Estimating the Number of Trees Needed
Estimating the number of trees required to offset carbon emissions involves understanding both the amount of carbon to be offset and the varying sequestration rates of trees. A single tree’s annual carbon absorption can range significantly, with estimates typically falling between 10 to 40 kilograms of CO2 per year, depending on various factors. For instance, an oak tree might absorb around 25 kg of CO2 per year over its lifetime.
To offset one metric ton (1,000 kg) of CO2, a simplified calculation suggests that between 31 to 46 trees might be needed annually, using an average absorption rate. Some calculators estimate that an individual’s average annual carbon footprint might require planting hundreds of trees, highlighting the scale of the challenge.
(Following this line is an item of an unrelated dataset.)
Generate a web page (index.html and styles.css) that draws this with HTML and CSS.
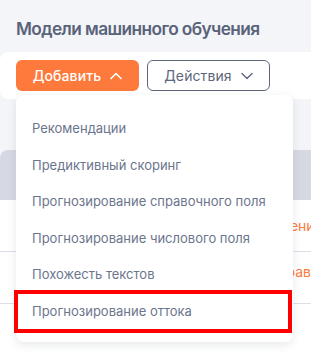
FILE: index.html
```html
<!DOCTYPE html>
<html lang="ru">
<head>
<meta charset="utf-8">
<link rel="stylesheet" href="styles.css">
</head>
<body>
<div class="page">
  <h1 class="title">Модели машинного обучения</h1>
  <div class="toolbar">
    <button class="btn btn-primary">Добавить
      <svg class="chev" width="12" height="8" viewBox="0 0 12 8"><path d="M1 6.5 L6 1.5 L11 6.5" fill="none" stroke="currentColor" stroke-width="1.6" stroke-linecap="round" stroke-linejoin="round"/></svg>
    </button>
    <button class="btn btn-outline">Действия
      <svg class="chev" width="12" height="8" viewBox="0 0 12 8"><path d="M1 1.5 L6 6.5 L11 1.5" fill="none" stroke="currentColor" stroke-width="1.4" stroke-linecap="round" stroke-linejoin="round"/></svg>
    </button>
  </div>
  <div class="table">
    <div class="thead"></div>
    <div class="row row-1"><span class="link link-1">Обучение модели</span></div>
    <div class="row row-2"><span class="link link-2">Справ. поле</span></div>
    <div class="row row-last"></div>
  </div>
  <div class="menu">
    <div class="item">Рекомендации</div>
    <div class="item">Предиктивный скоринг</div>
    <div class="item">Прогнозирование справочного поля</div>
    <div class="item">Прогнозирование числового поля</div>
    <div class="item">Похожесть текстов</div>
    <div class="item item-marked">Прогнозирование оттока</div>
  </div>
</div>
</body>
</html>
```

FILE: styles.css
```css
* { box-sizing: border-box; }
html, body { margin: 0; padding: 0; }
body {
  background: #f4f5f9;
  font-family: Inter, "Noto Sans", sans-serif;
  width: 311px;
  height: 356px;
  overflow: hidden;
}
.page { position: relative; }
.title {
  margin: 0;
  padding: 17px 0 0 16px;
  height: 41px;
  font-size: 17.3px;
  line-height: 24px;
  font-weight: 600;
  color: #5a6379;
  letter-spacing: -0.6px;
}
.toolbar {
  margin-top: 11px;
  height: 47px;
  background: #fff;
  border-radius: 8px 0 0 8px;
  padding: 8px 16px;
  display: flex;
  gap: 8px;
}
.btn {
  height: 31px;
  width: 123px;
  border-radius: 6px;
  font-family: inherit;
  font-size: 14px;
  font-weight: 500;
  display: flex;
  align-items: center;
  justify-content: center;
  gap: 9px;
  padding: 0;
  letter-spacing: 0.1px;
}
.btn-primary {
  background: #fd7a3c;
  color: #fff;
  border: none;
}
.btn-outline {
  background: #fff;
  color: #5d667c;
  border: 1px solid #5d667c;
  font-weight: 400;
}
.chev { display: block; }
.table { margin-top: 51px; }
.thead {
  height: 50px;
  background: #d6d9e2;
  border-radius: 8px 0 0 0;
}
.row {
  height: 52px;
  background: #fff;
  border-bottom: 1px solid #dcdfe8;
  position: relative;
  overflow: hidden;
  white-space: nowrap;
}
.row-last { border-bottom: none; }
.link {
  color: #fd7a3c;
  font-size: 14px;
  display: block;
}
.link-1 { padding: 17px 0 0 255px; }
.link-2 { padding: 11px 0 0 268px; }
.menu {
  position: absolute;
  left: 16px;
  top: 95px;
  width: 277px;
  height: 247px;
  background: #fff;
  border-radius: 8px;
  box-shadow: 0 3px 10px rgba(60, 70, 100, 0.12);
  padding: 15px 0 0 0;
  display: flex;
  flex-direction: column;
}
.item {
  height: 36.5px;
  line-height: 36px;
  padding-left: 16px;
  font-size: 13px;
  color: #6b758c;
  white-space: nowrap;
}
.item-marked {
  position: relative;
}
.item-marked::after {
  content: "";
  position: absolute;
  left: -2px;
  right: 1px;
  top: -3px;
  bottom: -4px;
  border: 4px solid #ff0000;
}
```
Online carbon calculators often provide estimations by referencing data from verified organizations and considering user inputs on activities like transportation and electricity consumption. These tools translate a carbon footprint into an approximate number of trees needed to offset those emissions. Actual sequestration varies based on the specific tree species, local growing conditions, and the duration of carbon storage.
Trees as Part of a Broader Strategy
While tree planting is a valuable approach for mitigating climate change, it serves as one component within a broader strategy. Trees absorb and store carbon, helping to reduce atmospheric carbon dioxide concentrations. This natural process is important for climate regulation.
Planting trees is not a standalone solution and must be complemented by significant reductions in carbon emissions at their source. Transitioning to renewable energy, improving energy efficiency, and developing sustainable transportation are fundamental actions to address climate change. Trees provide additional benefits beyond carbon sequestration, such as supporting biodiversity by creating habitats, improving air and water quality, and preventing soil erosion.